(Pages as source code)
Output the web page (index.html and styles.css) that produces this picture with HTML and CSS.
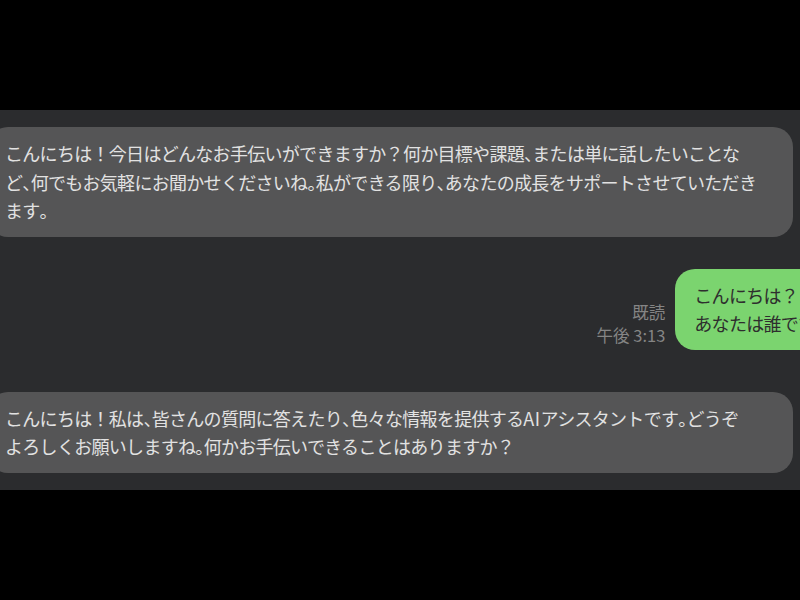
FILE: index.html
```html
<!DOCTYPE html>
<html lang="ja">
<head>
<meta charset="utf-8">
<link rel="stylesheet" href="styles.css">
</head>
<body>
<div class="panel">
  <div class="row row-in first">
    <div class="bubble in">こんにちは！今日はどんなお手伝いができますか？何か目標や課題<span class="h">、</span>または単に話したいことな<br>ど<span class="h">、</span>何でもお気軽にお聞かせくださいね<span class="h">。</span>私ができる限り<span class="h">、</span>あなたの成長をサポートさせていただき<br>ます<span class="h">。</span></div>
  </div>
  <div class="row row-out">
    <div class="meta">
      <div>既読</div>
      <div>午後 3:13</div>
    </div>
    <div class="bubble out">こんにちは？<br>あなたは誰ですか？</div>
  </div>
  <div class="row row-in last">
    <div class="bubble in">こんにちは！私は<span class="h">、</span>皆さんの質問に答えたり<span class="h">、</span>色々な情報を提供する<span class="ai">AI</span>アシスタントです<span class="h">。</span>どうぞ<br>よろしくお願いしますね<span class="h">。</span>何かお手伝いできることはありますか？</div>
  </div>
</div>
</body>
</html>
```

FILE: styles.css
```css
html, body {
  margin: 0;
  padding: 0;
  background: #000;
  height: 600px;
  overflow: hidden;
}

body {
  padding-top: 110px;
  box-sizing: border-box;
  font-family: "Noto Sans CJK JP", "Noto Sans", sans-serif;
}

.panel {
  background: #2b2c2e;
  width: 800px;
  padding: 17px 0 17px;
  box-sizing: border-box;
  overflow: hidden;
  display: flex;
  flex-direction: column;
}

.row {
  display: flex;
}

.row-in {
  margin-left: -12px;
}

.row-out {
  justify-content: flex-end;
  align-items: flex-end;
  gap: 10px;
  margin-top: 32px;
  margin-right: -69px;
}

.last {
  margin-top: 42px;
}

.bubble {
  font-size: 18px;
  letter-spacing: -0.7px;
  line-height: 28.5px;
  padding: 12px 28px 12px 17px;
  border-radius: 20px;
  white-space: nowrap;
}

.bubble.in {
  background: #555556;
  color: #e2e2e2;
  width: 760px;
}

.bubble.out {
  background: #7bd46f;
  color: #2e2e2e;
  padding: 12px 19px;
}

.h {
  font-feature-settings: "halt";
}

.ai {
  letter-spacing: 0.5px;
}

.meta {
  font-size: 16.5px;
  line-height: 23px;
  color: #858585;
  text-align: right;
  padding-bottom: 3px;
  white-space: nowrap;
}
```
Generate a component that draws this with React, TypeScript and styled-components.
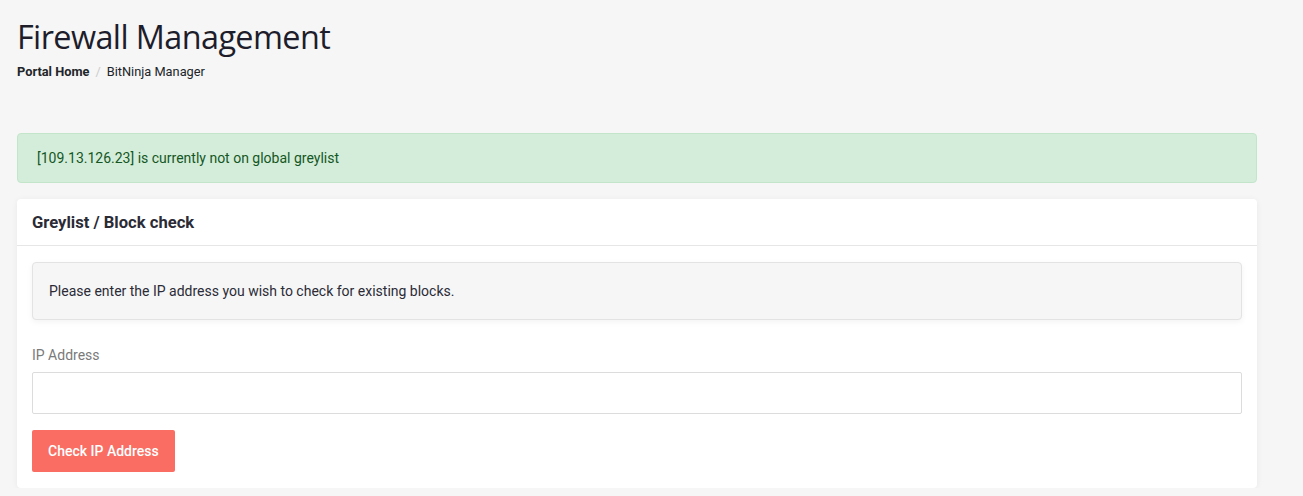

STATED TASK - The listing above needs to be output again exactly. Don't include the pictures.

FINISHED EXERCISE -
Output the web page (index.html and styles.css) that produces this picture with HTML and CSS.
FILE: index.html
```html
<!DOCTYPE html>
<html lang="ja">
<head>
<meta charset="utf-8">
<link rel="stylesheet" href="styles.css">
</head>
<body>
<div class="panel">
  <div class="row row-in first">
    <div class="bubble in">こんにちは！今日はどんなお手伝いができますか？何か目標や課題<span class="h">、</span>または単に話したいことな<br>ど<span class="h">、</span>何でもお気軽にお聞かせくださいね<span class="h">。</span>私ができる限り<span class="h">、</span>あなたの成長をサポートさせていただき<br>ます<span class="h">。</span></div>
  </div>
  <div class="row row-out">
    <div class="meta">
      <div>既読</div>
      <div>午後 3:13</div>
    </div>
    <div class="bubble out">こんにちは？<br>あなたは誰ですか？</div>
  </div>
  <div class="row row-in last">
    <div class="bubble in">こんにちは！私は<span class="h">、</span>皆さんの質問に答えたり<span class="h">、</span>色々な情報を提供する<span class="ai">AI</span>アシスタントです<span class="h">。</span>どうぞ<br>よろしくお願いしますね<span class="h">。</span>何かお手伝いできることはありますか？</div>
  </div>
</div>
</body>
</html>
```

FILE: styles.css
```css
html, body {
  margin: 0;
  padding: 0;
  background: #000;
  height: 600px;
  overflow: hidden;
}

body {
  padding-top: 110px;
  box-sizing: border-box;
  font-family: "Noto Sans CJK JP", "Noto Sans", sans-serif;
}

.panel {
  background: #2b2c2e;
  width: 800px;
  padding: 17px 0 17px;
  box-sizing: border-box;
  overflow: hidden;
  display: flex;
  flex-direction: column;
}

.row {
  display: flex;
}

.row-in {
  margin-left: -12px;
}

.row-out {
  justify-content: flex-end;
  align-items: flex-end;
  gap: 10px;
  margin-top: 32px;
  margin-right: -69px;
}

.last {
  margin-top: 42px;
}

.bubble {
  font-size: 18px;
  letter-spacing: -0.7px;
  line-height: 28.5px;
  padding: 12px 28px 12px 17px;
  border-radius: 20px;
  white-space: nowrap;
}

.bubble.in {
  background: #555556;
  color: #e2e2e2;
  width: 760px;
}

.bubble.out {
  background: #7bd46f;
  color: #2e2e2e;
  padding: 12px 19px;
}

.h {
  font-feature-settings: "halt";
}

.ai {
  letter-spacing: 0.5px;
}

.meta {
  font-size: 16.5px;
  line-height: 23px;
  color: #858585;
  text-align: right;
  padding-bottom: 3px;
  white-space: nowrap;
}
```
Generate a component that draws this with React, TypeScript and styled-components.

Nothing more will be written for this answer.